The American Human Development Index is unique because it reveals the interlocking factors that create or deny opportunity and determine life chances... The analysis is particularly revealing in places like the Gulf Coast region, where we work with 34 regional organizations. The report clearly illustrates the conditions residents were struggling with even prior to the hurricanes of 2005—limited access to education, lower incomes, and shorter lives – and argues for a comprehensive solution for recovery.
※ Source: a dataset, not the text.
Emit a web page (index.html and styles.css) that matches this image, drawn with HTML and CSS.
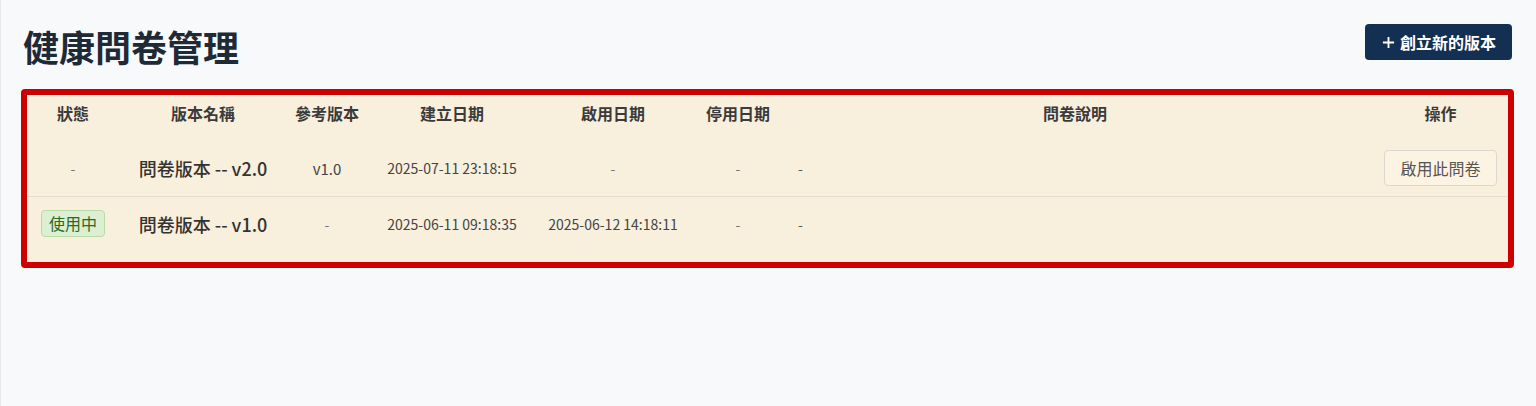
FILE: index.html
```html
<!DOCTYPE html>
<html lang="zh-Hant">
<head>
<meta charset="utf-8">
<title>健康問卷管理</title>
<link rel="stylesheet" href="styles.css">
</head>
<body>
<div class="page">
  <header class="page-header">
    <h1 class="page-title">健康問卷管理</h1>
    <button class="btn-primary" type="button">
      <svg class="plus" viewBox="0 0 14 14" width="13" height="13" aria-hidden="true"><path d="M7 1v12M1 7h12" stroke="currentColor" stroke-width="2" fill="none"/></svg>
      <span>創立新的版本</span>
    </button>
  </header>

  <section class="table-box">
    <table class="versions">
      <colgroup>
        <col class="c-status"><col class="c-name"><col class="c-ref"><col class="c-created">
        <col class="c-enabled"><col class="c-disabled"><col class="c-desc"><col class="c-action">
      </colgroup>
      <thead>
        <tr>
          <th>狀態</th>
          <th>版本名稱</th>
          <th>參考版本</th>
          <th>建立日期</th>
          <th>啟用日期</th>
          <th>停用日期</th>
          <th>問卷說明</th>
          <th class="action">操作</th>
        </tr>
      </thead>
      <tbody>
        <tr class="row-first">
          <td class="muted">-</td>
          <td class="name">問卷版本 -- v2.0</td>
          <td class="ref">v1.0</td>
          <td class="date">2025-07-11 23:18:15</td>
          <td class="muted">-</td>
          <td class="muted">-</td>
          <td class="desc">-</td>
          <td class="action"><button class="btn-outline" type="button">啟用此問卷</button></td>
        </tr>
        <tr>
          <td><span class="badge">使用中</span></td>
          <td class="name">問卷版本 -- v1.0</td>
          <td class="muted">-</td>
          <td class="date">2025-06-11 09:18:35</td>
          <td class="date">2025-06-12 14:18:11</td>
          <td class="muted">-</td>
          <td class="desc">-</td>
          <td class="action"></td>
        </tr>
      </tbody>
    </table>
  </section>
</div>
</body>
</html>
```

FILE: styles.css
```css
* { box-sizing: border-box; }

html, body {
  margin: 0;
  height: 100%;
}

body {
  background: #f8f9fb;
  border-left: 1px solid #e6e8eb;
  font-family: "Noto Sans CJK TC", "Noto Sans", sans-serif;
  color: #333;
}

.page {
  padding: 24px 22px 0 20px;
}

.page-header {
  display: flex;
  justify-content: space-between;
  align-items: flex-start;
}

.page-title {
  margin: 0 0 0 2px;
  font-size: 36px;
  line-height: 44px;
  font-weight: 700;
  color: #1f2a37;
}

.btn-primary {
  display: flex;
  align-items: center;
  gap: 5px;
  height: 36px;
  margin-right: 2px;
  padding: 0 16px 0 17px;
  border: none;
  border-radius: 4px;
  background: #132f52;
  color: #fff;
  font-family: inherit;
  font-size: 16px;
  font-weight: 700;
}

.plus { display: block; }

.table-box {
  margin-top: 21px;
  border: 6px solid #cc0000;
  border-radius: 4px;
  background: #f8efdc;
  padding-bottom: 12px;
}

.versions {
  width: 100%;
  table-layout: fixed;
  border-collapse: collapse;
}

.c-status { width: 92px; }
.c-name { width: 168px; }
.c-ref { width: 80px; }
.c-created { width: 170px; }
.c-enabled { width: 152px; }
.c-disabled { width: 98px; }
.c-desc { width: 576px; }

.versions th {
  padding: 8px 0 17px;
  font-size: 16px;
  line-height: 20px;
  font-weight: 700;
  color: #3b3b3b;
  text-align: center;
}

.versions td {
  padding: 13px 0;
  text-align: center;
  font-size: 14px;
  color: #444;
  white-space: nowrap;
}

.versions .action {
  padding-left: 10px;
}

.row-first td {
  padding-top: 10px;
  padding-bottom: 10px;
  border-bottom: 1px solid #e4dccb;
}

.versions td.name {
  font-size: 18px;
  font-weight: 500;
  color: #333;
}

.versions td.ref {
  font-size: 15px;
}

.versions td.muted {
  color: #777;
}

.versions td.desc {
  text-align: left;
  padding-left: 11px;
  color: #555;
}

.btn-outline {
  height: 36px;
  padding: 0 15px;
  border: 1px solid #ddd8cd;
  border-radius: 4px;
  background: #fdf3e3;
  color: #555;
  font-family: inherit;
  font-size: 16px;
}

.badge {
  display: inline-block;
  padding: 2px 7px;
  border: 1px solid #b9dca6;
  border-radius: 4px;
  background: #dcefd2;
  color: #2d6a1e;
  font-size: 16px;
  line-height: 21px;
}
```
According to OxFam, here are some of the statistics revealed by the report:

  • In Texas’ 29th Congressional District, the percentage of the adult population with less than a high school degree is at about the level of the U.S. average in the early 1970s.
  • Among the nation’s 436 congressional districts, New York’s 14th District (in Manhattan) ranks first and California’s 20th District (around Fresno) ranks last; the average resident of New York’s 14th District earns more than three times as much as the average California’s 20th District resident.
  • Nationally, Asian males have the highest human development index score and African American males the lowest, with a staggering 50-year gap between the two groups.
  • Despite the fact that the United States spends roughly $5.2 billion every day on health care, more per capita than any other nation in the world, Americans live shorter lives than citizens of every Western European and Nordic country except for one.

Some 140 countries around the world have replicated the human development index for their country, but the U.S. is the first developed nation to do so. Says Eduardo Martins, co-author of the report
The human development index is such an accepted standard that in Brazil, for example, the human development index of each team’s country was flashed on the screen during televised World Cup soccer matches.

Can you imagine the United States television stations covering th eOlympics flashing on their screens, "We're Number 12?"